Ohhhh, so you mean my query wasn't really intriguing? And I guess next you're going to tell me that there is no Santa...

Seriously, I think your kind, thoughtful and encouraging letter is a reflection of the kind of agent/person that you are...a pleasure to work with...but, in the final analysis, I would have to agree with so many of the other commentors who state that you should lose the word "intriguing" unless you really mean it, but, then...if you do mean it, why are you passing on it?

In the end, this is a business and the query is a business letter and it is so appreciated when an agent takes the time to respond, rather than just ignore the letter, even if their response is just a form letter.

It was really sweet of you to open your letter to all of us this way. thanks

Anonymous said...

I appreciate that you give form rejections. But I'm going to chime in with the masses on changing the "intriguing" bit. Don't give any illusion.

I'd even suggest instead of "form rejection," just say "form decline." :)

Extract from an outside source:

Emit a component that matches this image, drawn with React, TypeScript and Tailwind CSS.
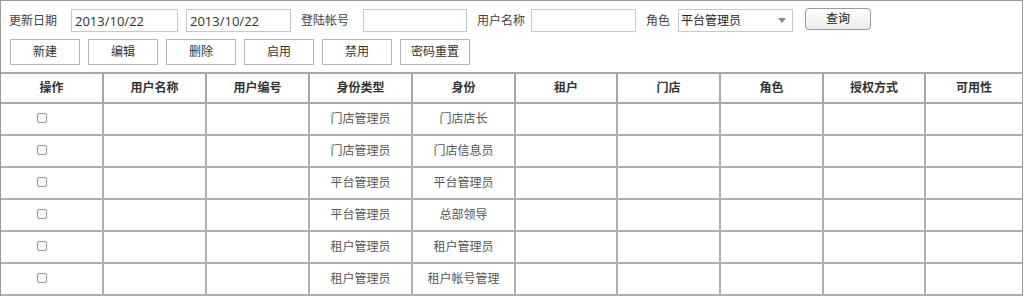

Also, I found this blog very helpful by Ms. Gardner about why it's important for agents NOT to give individuaized form [declines].
http://cba-ramblings.blogspot.com/2010/09/why-oh-why-did-i-get-rejected.html

Please keep sending them. It is frustrating to wonder if your query got received. I find it very respectful.

Thanks for posting this.

Bija Andrew Wright said...

I seem to recall having this discussion before... it seems like there was a similar debate over the use of "intriguing." In my own writing, I'd only use "intriguing" to describe something that really intrigued me. "I requested the full manuscript because the idea was intriguing, but passed because I didn't think it was marketable."

The end of the note kind of makes me think of something else. Once when I submitted a short story to a literary magazine, I got a photocopied form rejection that was a full page full of gushy apologies for sending a form rejection. "We know you put a lot of hard work into your story, and that no one likes rejection, and it must be horribly painful for you to get this rejection in a form letter, but take heart, because many other literary journals may find value in your work, so don't give up!" That was excessively condescending to me. So this note's nowhere near the same extent, but it does feel a little like it's treating the sensitive little author with kid gloves. Just my perspective.

Spy Scribbler said...

Awww. It's fabulous, Jessica.

Tricia Sanders said...

I think the fact that you send one is awesome. It's amazing how many agents don't. So it leaves the sender to wonder if they ever received the query.

Keep up the good work.

M. M. Justus said...

Just chiming in to add another vote to the "drop intriguing" side. Because chances are, it wasn't, and I assume you don't want to send out dozens of lies every day.

Also the bit about you being sure there's an agent for the novel out there somewhere. For the same reason.

I appreciate form rejections that apologize for being a form right up front, because, honestly? It makes me feel slightly better when it's phrased that way, and I don't have to go on and read the rest of the darned thing [wry g].

M. M. Justus said...

Argh. You'd never have known I was a proofreader in a past life.

I really do know how to punctuate, sorry!

TamaraKMartin said...

I'm just happy to get a reply. A no thanks is a no thanks whichever way it comes and i completely understand an agents time restrains so just appreciate something saying they've read it but it's not for them. Am very happy with the standard.

Anonymous said...

I like anon 1:02's (the HR person's) rejection. Because it doesn't stretch the truth. You don't really know that there is an agent out there for this work (because you haven't seen the full).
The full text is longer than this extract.